WORK INSTRUCTIONS | Quote every line below exactly and skip any picture.

DATA SEGMENT |
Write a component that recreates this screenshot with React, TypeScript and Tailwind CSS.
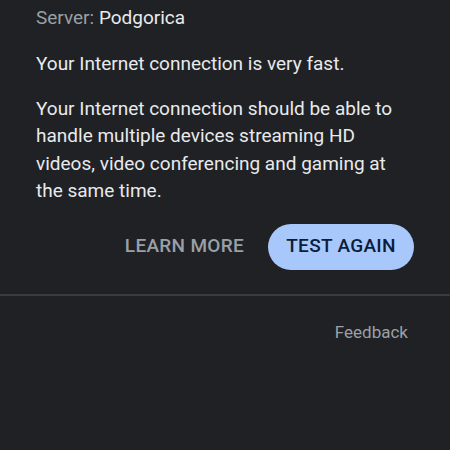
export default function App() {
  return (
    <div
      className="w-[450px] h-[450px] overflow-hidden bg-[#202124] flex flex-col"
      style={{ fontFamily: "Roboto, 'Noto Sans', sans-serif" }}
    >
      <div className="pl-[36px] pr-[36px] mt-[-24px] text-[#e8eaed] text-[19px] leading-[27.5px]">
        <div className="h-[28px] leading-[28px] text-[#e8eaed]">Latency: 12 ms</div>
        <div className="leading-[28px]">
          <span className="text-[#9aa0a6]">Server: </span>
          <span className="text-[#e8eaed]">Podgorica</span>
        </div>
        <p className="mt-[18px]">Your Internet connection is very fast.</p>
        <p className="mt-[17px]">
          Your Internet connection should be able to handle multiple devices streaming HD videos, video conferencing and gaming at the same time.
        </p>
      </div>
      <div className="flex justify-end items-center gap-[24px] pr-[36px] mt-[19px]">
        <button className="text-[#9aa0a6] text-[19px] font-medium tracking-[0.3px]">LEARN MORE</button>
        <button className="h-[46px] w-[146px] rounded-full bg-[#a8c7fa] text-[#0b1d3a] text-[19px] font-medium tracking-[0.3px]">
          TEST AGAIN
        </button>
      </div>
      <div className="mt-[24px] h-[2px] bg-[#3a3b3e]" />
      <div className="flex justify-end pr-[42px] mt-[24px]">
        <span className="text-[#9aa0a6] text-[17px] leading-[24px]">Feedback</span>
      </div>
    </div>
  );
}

SOLVED EXERCISE |
Write a component that recreates this screenshot with React, TypeScript and Tailwind CSS.
export default function App() {
  return (
    <div
      className="w-[450px] h-[450px] overflow-hidden bg-[#202124] flex flex-col"
      style={{ fontFamily: "Roboto, 'Noto Sans', sans-serif" }}
    >
      <div className="pl-[36px] pr-[36px] mt-[-24px] text-[#e8eaed] text-[19px] leading-[27.5px]">
        <div className="h-[28px] leading-[28px] text-[#e8eaed]">Latency: 12 ms</div>
        <div className="leading-[28px]">
          <span className="text-[#9aa0a6]">Server: </span>
          <span className="text-[#e8eaed]">Podgorica</span>
        </div>
        <p className="mt-[18px]">Your Internet connection is very fast.</p>
        <p className="mt-[17px]">
          Your Internet connection should be able to handle multiple devices streaming HD videos, video conferencing and gaming at the same time.
        </p>
      </div>
      <div className="flex justify-end items-center gap-[24px] pr-[36px] mt-[19px]">
        <button className="text-[#9aa0a6] text-[19px] font-medium tracking-[0.3px]">LEARN MORE</button>
        <button className="h-[46px] w-[146px] rounded-full bg-[#a8c7fa] text-[#0b1d3a] text-[19px] font-medium tracking-[0.3px]">
          TEST AGAIN
        </button>
      </div>
      <div className="mt-[24px] h-[2px] bg-[#3a3b3e]" />
      <div className="flex justify-end pr-[42px] mt-[24px]">
        <span className="text-[#9aa0a6] text-[17px] leading-[24px]">Feedback</span>
      </div>
    </div>
  );
}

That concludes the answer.